First of all, during the late Rhee Syngman regime, motion picture policy aimed at the protection of domestic films in accordance with a national goal, the so-called people integration, and the tax exemption policy for domestic films paved the way for the industrial development of Korean films. In this context, Korean film world began to take the initiative step toward industrialization including the formation of film production and system, and the production of genre films. However, the Rhee Syngman regime did not succeed in accomplishing the foundation of a centripetal state system and the development of modernization demanded from the social domain.
The main motion picture policy during the Chang Myun regime, unlike the previous regime, had been conducted as a precaution of comprehensive Agreement regarding Economic/Technical Assistance between the Government of Republic of Korea and the Government of the United States of America in order to reserve tax sources and to attain the economic development in the hope of solving the problems of national finance. It resulted from the effort of the national political measures for the economic modernization under the banner of 'Economy First.' However, the Chang Myun regime did not have sufficient time to achieve the goal of the policy and encountered difficulties in controlling social disorder. Meanwhile, the film industry had not yet overcome the war-time situation and the subject of film industry expressed its various demands for the policy of the nourishment of film in the democratizing atmosphere of the 4.19 Student Revolution.

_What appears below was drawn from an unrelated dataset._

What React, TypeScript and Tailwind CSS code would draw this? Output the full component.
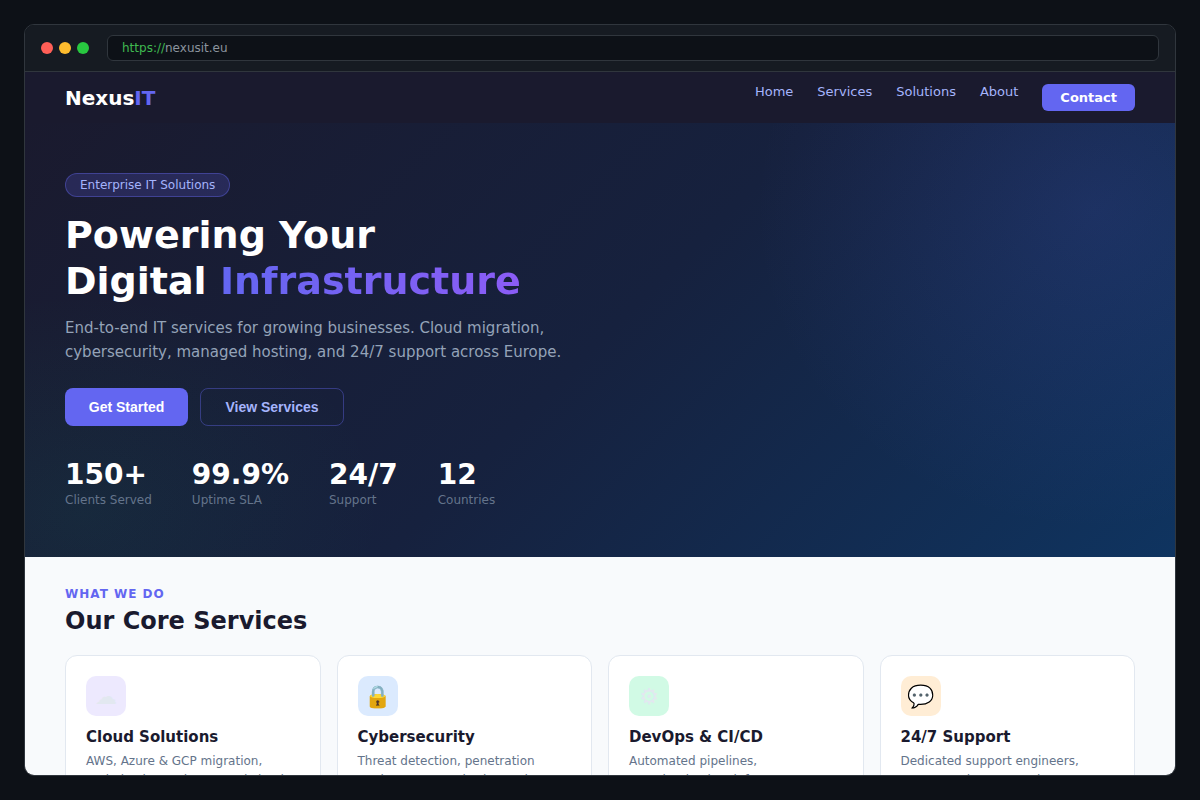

The following Park Chung Hee's military government, which carried out the military coup d'etat on 16 May 1961, promoted the state-led modernization and mobilized all people and all societies by addressing the national discourse of 'modernization of the fatherland.' In addition, it consolidated the law and systems of various kinds by establishing the fundamental frame of a modern nation. According to it, the first motion picture law was enacted and was followed by the outset of motion picture administration. While the industrialization policy, which was a main motion picture policy during Park Chung Hee's government, was the state's policy of film industry, the foreign film import quota system was a policy that was initiated to promote the Korean films with foreign film earnings and had an impact on the formation of a foreign-film-focused market structure. As a result of the enactment of this motion picture policy, the industrialization of Korean film begun in the 1950s did not sustain and the dominant film industry lost its competitiveness by just relying on the state policy. Consequently, it led Korean cinema to the dark age of the 1970s. However, autonomous filmmaking practices had been formed from places of fissures where motion picture policy could not exert its control. It has also been shown that the film world was capable of forming its own structure in an active way even under repressive circumstances by not following the policy passively.
Through this discussion, we can understand not only that Korean motion picture policy was based on the statement that Korean films are inferior to foreign films, but also that there was no understanding of economic and cultural effect on the film industry with the simple emphasis on the commercial application of a film. Rather than the reality of film industry, the national situation in hand took priority of determining the policy. It resulted from that the national consciousness regarding motion picture policy had not ripened since Korean society considered modernization and the economic development as a top priority. In other words, the limitation of film policy during these periods was closely connected with the fact that the national development of South Korea remained at an early stage.
Since the late 1990, Korean films have been based on the development of economy, democratization, and civil society according to the modernization. The relationship between Korean government and film industry reciprocally has been changed and they positively tried to overcome the limit of a previous film policy and film industry. In addition, the government that recognized an economic effect of the film's industry carried out an essential promotion policy for the industry. Its recognition of cultural effect has brought about drafting policies that took issues of the diversity of film’s culture into consideration. In other words, the policy supporting the growth of film industry could come through the change of the government's recognition due to the development of Korean society and through the mutual relationship of the government and the film industry.
However, the growth of the film industry has stagnated because the market scale of the Korean film has reached the limit since the middle of 2000. Also, the FTA agreement between Korea and the United States has accelerated its incorporation into neo-liberalistic globalization phase. Thus, now is the time to request for a qualitative change beyond the existing growth-oriented policy so Korean film can continue to develop. In the present time when the growth of industry has arrived at a stable level, it becomes necessary to leave market issues to the industrialists and to take a public responsibility for the areas where the logic of capital does not reach. Above all, one of the most significant tasks is not only to make an abundant cultural environment and foundation so Korean film can be developed in the long term, but also to maintain its cultural identity and diversity.